Below are some records. Output the lines from the first one through the line that holds "const tabs = ['Grid", exactly as written, with no pictures.

START Exercise input

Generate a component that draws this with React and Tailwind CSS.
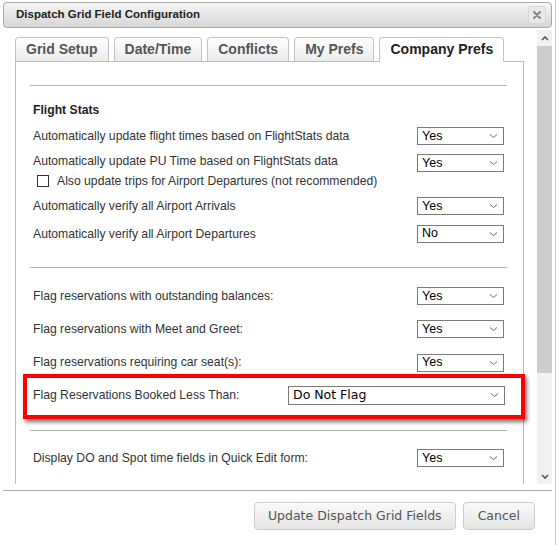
function Chevron() {
  return (
    <svg width="9" height="6" viewBox="0 0 9 6" className="shrink-0">
      <path d="M1 1.5l3.5 3 3.5-3" fill="none" stroke="#6b6b6b" strokeWidth="1" />
    </svg>
  );
}

function Select({ value }) {
  return (
    <div className="flex h-[18px] w-[87px] shrink-0 items-center justify-between border border-[#7a7a7a] bg-white pl-[4px] pr-[5px] text-[12.5px] leading-none text-black">
      <span>{value}</span>
      <Chevron />
    </div>
  );
}

function Row({ label, value, className }) {
  return (
    <div className={className}>
      <div className="flex items-center justify-between px-[3px]">
        <span>{label}</span>
        <Select value={value} />
      </div>
    </div>
  );
}

const tabs = ['Grid Setup', 'Date/Time', 'Conflicts', 'My Prefs', 'Company Prefs'];

export default function App() {
  return (
    <div
      className="flex h-[545px] w-[556px] flex-col border-r border-[#c8c8c8] bg-white pt-[2px] text-[12.2px] text-[#333]"
      style={{ fontFamily: '"Liberation Sans", Arial, sans-serif' }}
    >
      {/* title bar */}
      <div className="mx-[3px] flex h-[26px] items-center justify-between rounded-[4px] border border-[#a9a9a9] bg-gradient-to-b from-[#f6f6f6] to-[#d6d6d6] pl-[12px] pr-[5px]">
        <span className="text-[11.5px] font-bold text-[#222]">Dispatch Grid Field Configuration</span>
        <div className="flex h-[18px] w-[18px] items-center justify-center rounded-[3px] border border-[#d6d6d6] bg-[#e9e9e9]">
          <svg width="10" height="10" viewBox="0 0 10 10">
            <path d="M2 2l6 6M8 2l-6 6" stroke="#8a8a8a" strokeWidth="2.2" strokeLinecap="round" />
          </svg>
        </div>
      </div>

      {/* scroll area */}
      <div className="mt-[2px] flex h-[454px]">
        <div className="flex-1 overflow-hidden pl-[15px] pt-[7px]">
          <div className="flex items-end gap-[5px]">
            {tabs.map((t, i) =>
              i === 4 ? (
                <div
                  key={t}
                  className="relative z-10 -mb-px flex h-[25px] items-center rounded-t-[4px] border border-b-0 border-[#c4c4c4] bg-white px-[10px] pb-[1px] text-[14px] font-bold text-[#222]"
                >
                  {t}
                </div>
              ) : (
                <div
                  key={t}
                  className="flex h-[24px] items-center rounded-t-[4px] border border-b-0 border-[#c4c4c4] bg-gradient-to-b from-white to-[#ebebeb] px-[10px] text-[14px] font-bold text-[#555]"
                >
                  {t}
                </div>
              )
            )}
          </div>

          <div className="w-[509px] border border-[#bdbdbd] pb-[40px] pl-[14px] pr-[16px] pt-[23px]">
            <div className="h-px bg-[#b4b4b4]" />

            <div className="mt-[17px] h-[14px] px-[3px] font-bold leading-[14px] text-[#222]">Flight Stats</div>

            <Row className="mt-[10px]" label="Automatically update flight times based on FlightStats data" value="Yes" />

            <div className="mt-[9px] flex items-start justify-between px-[3px]">
              <div>
                <div className="h-[14px] leading-[14px]">Automatically update PU Time based on FlightStats data</div>
                <div className="mt-[6px] flex h-[14px] items-center">
                  <span className="ml-[4px] h-[12px] w-[12px] border border-[#333] bg-white" />
                  <span className="ml-[8px] leading-[14px]">Also update trips for Airport Departures (not recommended)</span>
                </div>
              </div>
              <div>
                <Select value="Yes" />
              </div>
            </div>

            <Row className="mt-[9px]" label="Automatically verify all Airport Arrivals" value="Yes" />
            <Row className="mt-[9px]" label="Automatically verify all Airport Departures" value="No" />

            <div className="mt-[24px] h-px bg-[#b4b4b4]" />

            <Row className="mt-[19px]" label="Flag reservations with outstanding balances:" value="Yes" />
            <Row className="mt-[15px]" label="Flag reservations with Meet and Greet:" value="Yes" />
            <Row className="mt-[15px]" label="Flag reservations requiring car seat(s):" value="Yes" />

            <div className="relative mt-[14px]">
              <div className="flex items-center justify-between pl-[3px] pr-[2px]">
                <span>Flag Reservations Booked Less Than:</span>
                <div
                  className="flex h-[19px] w-[217px] items-center justify-between border border-[#7a7a7a] bg-white pl-[4px] pr-[5px] text-[12.5px] leading-none text-black"
                  style={{ fontFamily: '"DejaVu Sans", Verdana, sans-serif' }}
                >
                  <span>Do Not Flag</span>
                  <Chevron />
                </div>
              </div>
              <div className="pointer-events-none absolute -bottom-[14px] -left-[7px] -right-[18px] -top-[12px] border-[4px] border-[#ff0000] shadow-[2px_3px_4px_rgba(0,0,0,0.55)]" />
            </div>

            <div className="mt-[25px] h-px bg-[#b4b4b4]" />

            <Row className="mt-[18px]" label="Display DO and Spot time fields in Quick Edit form:" value="Yes" />
          </div>
        </div>

        {/* scrollbar */}
        <div className="flex w-[15px] flex-col bg-[#f1f1f1]">
          <div className="flex h-[16px] items-center justify-center">
            <svg width="8" height="5" viewBox="0 0 8 5">
              <path d="M1 4l3-3 3 3" fill="none" stroke="#505050" strokeWidth="1.5" />
            </svg>
          </div>
          <div className="h-[327px] bg-[#cdcdcd]" />
          <div className="flex-1" />
          <div className="flex h-[16px] items-center justify-center">
            <svg width="8" height="5" viewBox="0 0 8 5">
              <path d="M1 1l3 3 3-3" fill="none" stroke="#505050" strokeWidth="1.5" />
            </svg>
          </div>
        </div>
        <div className="w-[3px]" />
      </div>

      <div className="mx-[3px] mt-[6px] h-px bg-[#ababab]" />

      <div
        className="mt-[11px] flex justify-end gap-[7px] pr-[20px]"
        style={{ fontFamily: '"DejaVu Sans", Verdana, sans-serif' }}
      >
        <div className="flex h-[28px] items-center rounded-[4px] border border-[#cccccc] bg-gradient-to-b from-[#fafafa] to-[#e4e4e4] px-[13px] text-[12.5px] text-[#555]">
          Update Dispatch Grid Fields
        </div>
        <div className="flex h-[28px] items-center rounded-[4px] border border-[#cccccc] bg-gradient-to-b from-[#fafafa] to-[#e4e4e4] px-[14px] text-[12.5px] text-[#555]">
          Cancel
        </div>
      </div>
    </div>
  );
}
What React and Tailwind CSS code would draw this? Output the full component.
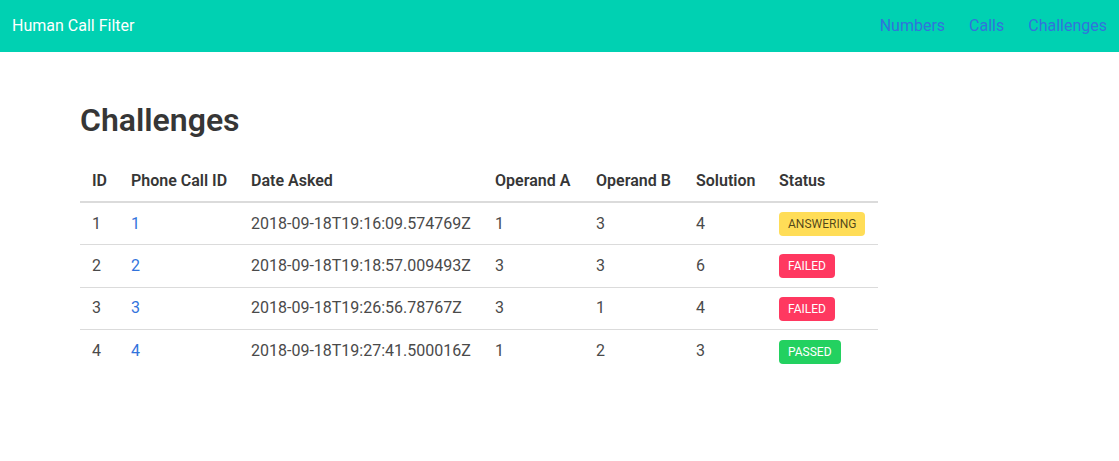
const challenges = [
  { id: 1, call: 1, date: '2018-09-18T19:16:09.574769Z', a: 1, b: 3, sol: 4, status: 'ANSWERING' },
  { id: 2, call: 2, date: '2018-09-18T19:18:57.009493Z', a: 3, b: 3, sol: 6, status: 'FAILED' },
  { id: 3, call: 3, date: '2018-09-18T19:26:56.78767Z', a: 3, b: 1, sol: 4, status: 'FAILED' },
  { id: 4, call: 4, date: '2018-09-18T19:27:41.500016Z', a: 1, b: 2, sol: 3, status: 'PASSED' },
]

const TAG_STYLES = {
  ANSWERING: 'bg-[#ffdd57] text-black/70',
  FAILED: 'bg-[#ff3860] text-white',
  PASSED: 'bg-[#23d160] text-white',
}

const COLS = [
  ['ID', 'w-[39px]'],
  ['Phone Call ID', 'w-[120px]'],
  ['Date Asked', 'w-[244px]'],
  ['Operand A', 'w-[101px]'],
  ['Operand B', 'w-[100px]'],
  ['Solution', 'w-[83px]'],
  ['Status', 'w-[111px]'],
]

function Tag({ status }) {
  return (
    <span className={`inline-flex items-center h-6 px-[9px] rounded text-xs leading-none ${TAG_STYLES[status]}`}>
      {status}
    </span>
  )
}

export default function App() {
  return (
    <div className="min-h-[461px] bg-white text-[#4a4a4a] text-base" style={{ fontFamily: 'Roboto, "Liberation Sans", sans-serif' }}>
      {/* Navbar */}
      <nav className="h-[52px] bg-[#00d1b2] flex items-stretch">
        <a className="flex items-center px-3 text-white">Human Call Filter</a>
        <div className="ml-auto flex items-stretch">
          {['Numbers', 'Calls', 'Challenges'].map((n) => (
            <a key={n} className="flex items-center px-3 text-[#3273dc]">{n}</a>
          ))}
        </div>
      </nav>

      {/* Section */}
      <section className="pt-[50px] px-20">
        <h1 className="text-[32px] leading-[36px] font-semibold text-[#363636] mb-[23px]">Challenges</h1>
        <table className="w-[798px] table-fixed border-collapse">
          <thead>
            <tr className="border-b-2 border-[#dbdbdb]">
              {COLS.map(([label, w]) => (
                <th key={label} className={`${w} px-3 py-2 text-left font-semibold text-[#363636] leading-6 whitespace-nowrap`}>{label}</th>
              ))}
            </tr>
          </thead>
          <tbody>
            {challenges.map((c, i) => (
              <tr key={c.id} className={i < challenges.length - 1 ? 'border-b border-[#dbdbdb]' : ''}>
                <td className="px-3 h-[42.5px] align-middle">{c.id}</td>
                <td className="px-3 align-middle"><a className="text-[#3273dc]">{c.call}</a></td>
                <td className="px-3 align-middle">{c.date}</td>
                <td className="px-3 align-middle">{c.a}</td>
                <td className="px-3 align-middle">{c.b}</td>
                <td className="px-3 align-middle">{c.sol}</td>
                <td className="px-3 align-middle"><Tag status={c.status} /></td>
              </tr>
            ))}
          </tbody>
        </table>
      </section>
    </div>
  )
}
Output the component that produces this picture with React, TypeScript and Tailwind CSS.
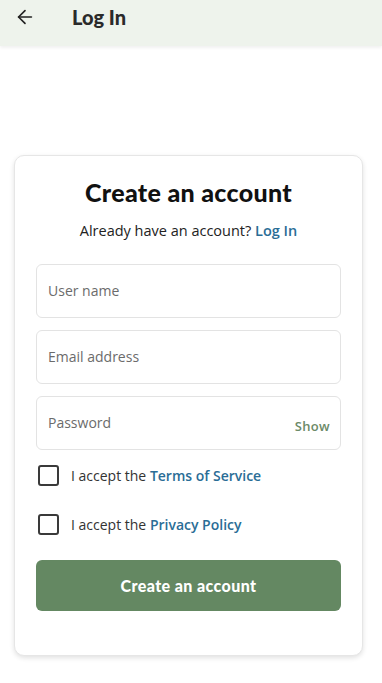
import { ArrowLeft } from "lucide-react";

const body = { fontFamily: '"Open Sans", "Noto Sans", sans-serif' };
const heavy = { fontFamily: 'Lato, "Liberation Sans", sans-serif' };

function Field({ label, action }: { label: string; action?: string }) {
  return (
    <div className="flex h-[54px] items-center justify-between rounded-md border border-[#e3e3e3] bg-white pl-[11px] pr-[10px]">
      <span className="-mt-[1px] text-[14px] text-[#6b6b6b]">{label}</span>
      {action && (
        <span className="mt-[6px] text-[13px] font-semibold tracking-wide text-[#6c8a68]">
          {action}
        </span>
      )}
    </div>
  );
}

function Check({ link }: { link: string }) {
  return (
    <div className="flex items-center gap-[12px] pl-[2px]">
      <div className="h-[21px] w-[21px] rounded-[3px] border-2 border-[#3a3a3a]" />
      <p className="text-[14px] text-[#333]">
        I accept the{" "}
        <span className="font-semibold text-[#2a6d96]">{link}</span>
      </p>
    </div>
  );
}

export default function App() {
  return (
    <div className="min-h-[683px] bg-white" style={body}>
      <header className="flex h-[46px] items-center bg-[#eef3ec] px-[14px] shadow-[0_2px_3px_rgba(0,0,0,0.06)]">
        <ArrowLeft size={22} strokeWidth={1.8} className="-mt-[12px] text-[#222]" />
        <h1
          className="-mt-[12px] ml-[36px] text-[20px] font-black text-[#2a2a2a]"
          style={heavy}
        >
          Log In
        </h1>
      </header>

      <main className="pl-[14px] pr-[19px] pt-[109px]">
        <div className="rounded-[10px] border border-[#e6e6e6] bg-white px-[21px] pb-[44px] pt-[18px] shadow-[0_2px_5px_rgba(0,0,0,0.12)]">
          <h2
            className="text-center text-[25px] font-black tracking-[0.3px] text-[#111]"
            style={heavy}
          >
            Create an account
          </h2>
          <p className="mt-[8px] text-center text-[14.5px] text-[#222]">
            Already have an account?{" "}
            <span className="font-semibold text-[#2a6d96]">Log In</span>
          </p>

          <div className="mt-[23px] flex flex-col gap-[12px]">
            <Field label="User name" />
            <Field label="Email address" />
            <Field label="Password" action="Show" />
          </div>

          <div className="mt-[15px] flex flex-col gap-[28px]">
            <Check link="Terms of Service" />
            <Check link="Privacy Policy" />
          </div>

          <button
            className="mt-[25px] h-[51px] w-full rounded-md bg-[#648862] text-[16px] font-black tracking-[0.4px] text-white"
            style={heavy}
          >
            Create an account
          </button>
        </div>
      </main>
    </div>
  );
}
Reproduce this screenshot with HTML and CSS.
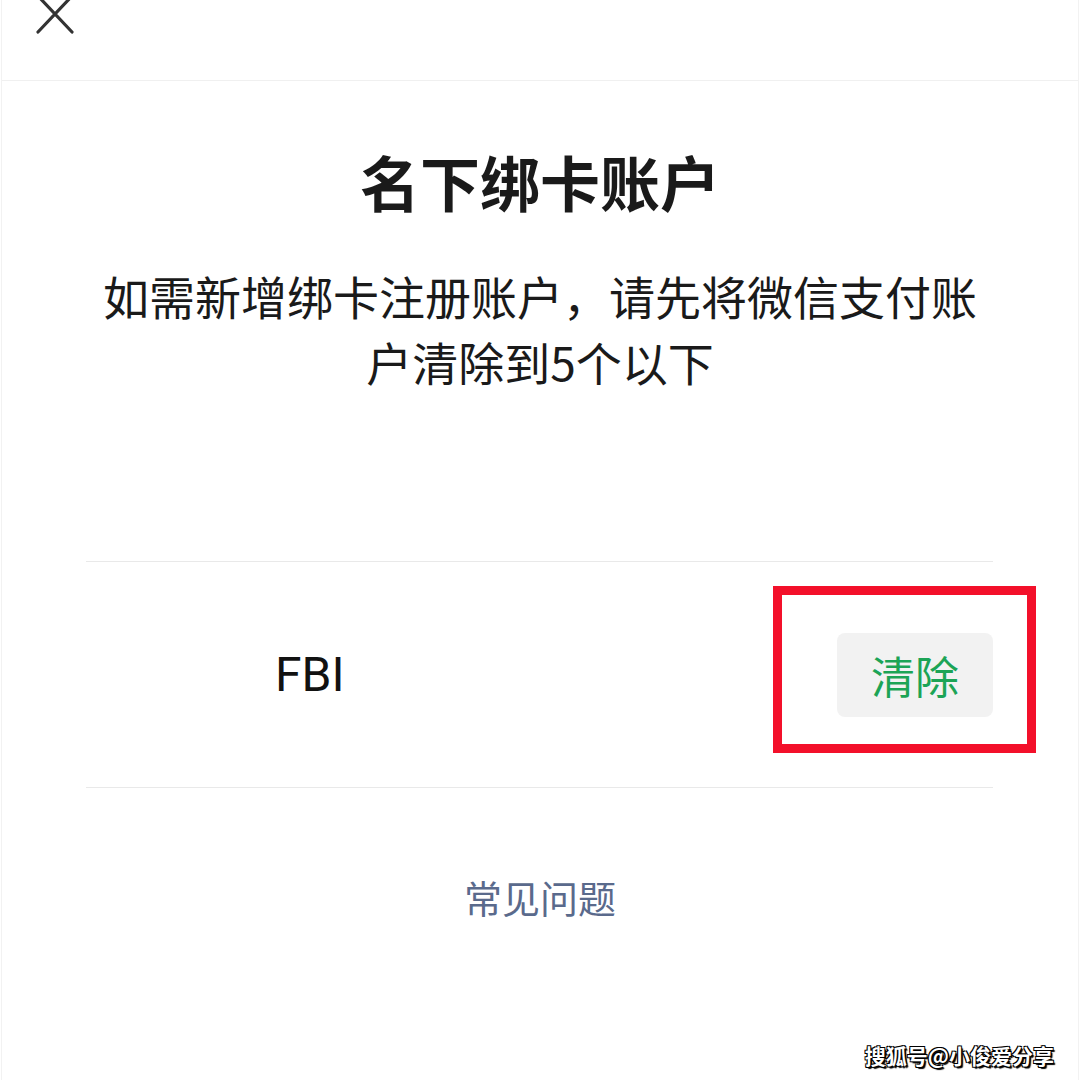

END Exercise input

* _Output of the task_
Generate a component that draws this with React and Tailwind CSS.
function Chevron() {
  return (
    <svg width="9" height="6" viewBox="0 0 9 6" className="shrink-0">
      <path d="M1 1.5l3.5 3 3.5-3" fill="none" stroke="#6b6b6b" strokeWidth="1" />
    </svg>
  );
}

function Select({ value }) {
  return (
    <div className="flex h-[18px] w-[87px] shrink-0 items-center justify-between border border-[#7a7a7a] bg-white pl-[4px] pr-[5px] text-[12.5px] leading-none text-black">
      <span>{value}</span>
      <Chevron />
    </div>
  );
}

function Row({ label, value, className }) {
  return (
    <div className={className}>
      <div className="flex items-center justify-between px-[3px]">
        <span>{label}</span>
        <Select value={value} />
      </div>
    </div>
  );
}

const tabs = ['Grid Setup', 'Date/Time', 'Conflicts', 'My Prefs', 'Company Prefs'];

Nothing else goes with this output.